It didn't feel very productive; things which seemed like they should be trivial weren't. So I've been laaaazily looking around for some other way to fiddle with text and files. Shell scripts. Crippled variables, ugly control flow, non-existent or exceptionally painful error handling, and program-specific command line syntax used for most of the "argument passing". Screaming fucking bloody mess, to quote John Lydon. sed. Just a little bit too specialized for my taste. awk. Good when a program fits into a command line. Programs that don't fit into one screen reportedly shocked the authors of the language themselves, and that was at the time when screens were much smaller. Perl. A superset of C, shell, sed and awk. The man pages actually address "celebral C programmers", "sharp shell programmers", "accustomed awk users" and "seasoned sed programmers", to help them migrate to this new C++, sh++, awk++ or sed++, depending on their background. And my background makes it Cshawksed+=4.

This, folks, is insanity. But wait, we have a local ASIC wizard that happens to be an Environmentalist and a Perl user. He'll help me if I get stuck. And Perl does seem to make normal bread-and-butter stuff easy and cheap enough. Variables, arrays, conditions, loops, functions, arithmetics, that kind of thing. There are actual languages out there that have the guts to make this stuff less than straightforward. Like Tcl. Or Prolog. Try to implement a goddamn word count program in Prolog. Fuck Prolog! Seriously, I read that Erlang was first implemented in Prolog and what this means is that I don't understand anything about anything, because in Prolog, I feel that my hands are tied behind my back, and someone keeps spitting at my face. So anyway, Perl. We have an Environmentalist and we have the bread-and-butter things and we have modules to stuff those things into. All righty then.
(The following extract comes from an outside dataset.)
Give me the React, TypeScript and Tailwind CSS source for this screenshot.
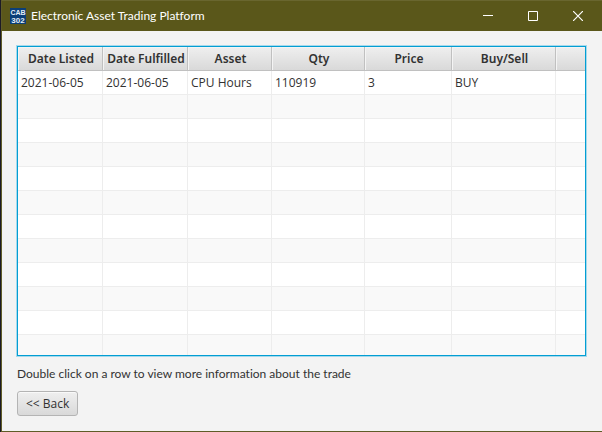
import React from "react";

type Trade = {
  listed: string;
  fulfilled: string;
  asset: string;
  qty: string;
  price: string;
  side: string;
};

const columns: { key: keyof Trade; label: string; width: string }[] = [
  { key: "listed", label: "Date Listed", width: "w-[85px]" },
  { key: "fulfilled", label: "Date Fulfilled", width: "w-[85px]" },
  { key: "asset", label: "Asset", width: "w-[84px]" },
  { key: "qty", label: "Qty", width: "w-[93px]" },
  { key: "price", label: "Price", width: "w-[87px]" },
  { key: "side", label: "Buy/Sell", width: "w-[104px]" },
];

const trades: Trade[] = [
  { listed: "2021-06-05", fulfilled: "2021-06-05", asset: "CPU Hours", qty: "110919", price: "3", side: "BUY" },
];

const ROW_COUNT = 12;

function TitleBar() {
  return (
    <header className="flex h-[31px] items-center border-t border-[#69662f] bg-[#5a571a] pr-px pl-2 text-white">
      <svg viewBox="0 0 16 16" className="size-4 shrink-0 bg-[#0b3f78]" aria-hidden="true">
        <text x="8" y="7" textAnchor="middle" fill="#e4edf5" fontSize="7" fontWeight="700" fontFamily="Liberation Sans, sans-serif">CAB</text>
        <text x="8" y="15" textAnchor="middle" fill="#e4edf5" fontSize="8" fontWeight="700" fontFamily="Liberation Sans, sans-serif">302</text>
      </svg>
      <h1 className="ml-[5px] flex-1 font-['Lato','Open_Sans',sans-serif] whitespace-nowrap [font-variant-ligatures:none]">
        Electronic Asset Trading Platform
      </h1>
      <button type="button" aria-label="Minimize" className="flex h-full w-[45px] items-center justify-center">
        <svg viewBox="0 0 10 10" className="size-2.5" stroke="currentColor" fill="none"><path d="M0 4.5H10" /></svg>
      </button>
      <button type="button" aria-label="Maximize" className="flex h-full w-[45px] items-center justify-center">
        <svg viewBox="0 0 10 10" className="size-2.5" stroke="currentColor" fill="none"><path d="M.5 .5H9.5V9.5H.5Z" /></svg>
      </button>
      <button type="button" aria-label="Close" className="flex h-full w-[46px] items-center justify-center">
        <svg viewBox="0 0 10 10" className="size-2.5" stroke="currentColor" strokeWidth="1.2" fill="none"><path d="M0 0L10 10M10 0L0 10" /></svg>
      </button>
    </header>
  );
}

function TradeTable() {
  return (
    <div className="overflow-hidden border border-[#039ed3] bg-white shadow-[0_0_0_1px_#a5d9ec]">
      <table className="w-full table-fixed border-separate border-spacing-0">
        <thead>
          <tr className="h-6">
            {columns.map((c) => (
              <th
                key={c.key}
                scope="col"
                className={`${c.width} border-r border-b border-[#c0c0c0] bg-linear-to-b from-[#efefef] to-[#d9d9d9] py-0 pr-0 pl-0.5 text-center font-['Noto_Sans','Open_Sans',sans-serif] font-semibold whitespace-nowrap shadow-[inset_1px_1px_0_#f4f4f4]`}
              >
                {c.label}
              </th>
            ))}
            <td className="border-b border-[#c0c0c0] bg-linear-to-b from-[#efefef] to-[#d9d9d9] p-0 shadow-[inset_1px_1px_0_#f4f4f4]" />
          </tr>
        </thead>
        <tbody>
          {Array.from({ length: ROW_COUNT }, (_, i) => (
            <tr key={i} className="h-6 even:bg-[#f9f9f9] last:h-5">
              {columns.map((c) => (
                <td key={c.key} className={`border-r border-[#ededed] py-0 pr-0 pl-[3px] whitespace-nowrap ${i < ROW_COUNT - 1 ? "border-b" : ""}`}>
                  {trades[i]?.[c.key]}
                </td>
              ))}
              <td className={`border-[#ededed] p-0 ${i < ROW_COUNT - 1 ? "border-b" : ""}`} />
            </tr>
          ))}
        </tbody>
      </table>
    </div>
  );
}

export default function App() {
  return (
    <div className="flex min-h-screen border-l border-[#1c1a26] font-['Open_Sans','Noto_Sans',sans-serif] text-[12px] leading-4 text-[#323232]">
      <div className="flex min-w-0 flex-1 flex-col border-b border-l border-[#5f5c27] bg-[#f3f3f3]">
        <TitleBar />
        <main className="flex flex-col items-start pt-[15px] pr-4 pl-[15px]">
          <div className="w-full">
            <TradeTable />
          </div>
          <p className="mt-2.5 font-['Lato','Open_Sans',sans-serif] [font-variant-ligatures:none]">
            Double click on a row to view more information about the trade
          </p>
          <button
            type="button"
            className="mt-[9px] h-[25px] rounded-[3px] border border-[#b4b4b4] bg-linear-to-b from-[#efefef] to-[#d9d9d9] px-2 shadow-[inset_0_1px_0_#f9f9f9]"
          >
            &lt;&lt; Back
          </button>
        </main>
      </div>
    </div>
  );
}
So I occasionally used Perl for fiddling with text and files, but all this code was single file programs. I never got to a point where I actually evolve and reuse libraries in Perl. I think I'm not a Perl guy. There are two camps of programmers, the programming-as-definitions camp ("this function returns the number of frames in a movie clip") and the programming-as-actions camp ("this function opens an MPEG files and returns the number of frames listed in this header"). The Action guys tend to like Perl, because it lets them do things easily. The Definition guys tend to sneer at Perl, because they don't understand what all those things mean, and why; too many arbitrary things, if you ask them. Me, I'm a Definition guy, struggling to get in touch with his Action side. Deep, isn't it? Anyway, Perl clearly wasn't for me. I used it, and kept thinking about this strange situation where you have Real Languages, like C++, which make it hard to do things, and then there are Toy Languages, like Perl, which make things easy but of course you can't do Serious Programming in them. You are right. It does sound moronic. I felt the paradox. I think of myself as a person who can't say "the program exited an infinite loop". So I couldn't help seeing the paradox. But I was lazy, so I didn't act on it. Programming languages. C'mon. They're all the same. Loops, arrays, functions. The last thing I want is more new ways of doing the same old things. I know more than enough kinds of edible mushrooms already. Leave me alone.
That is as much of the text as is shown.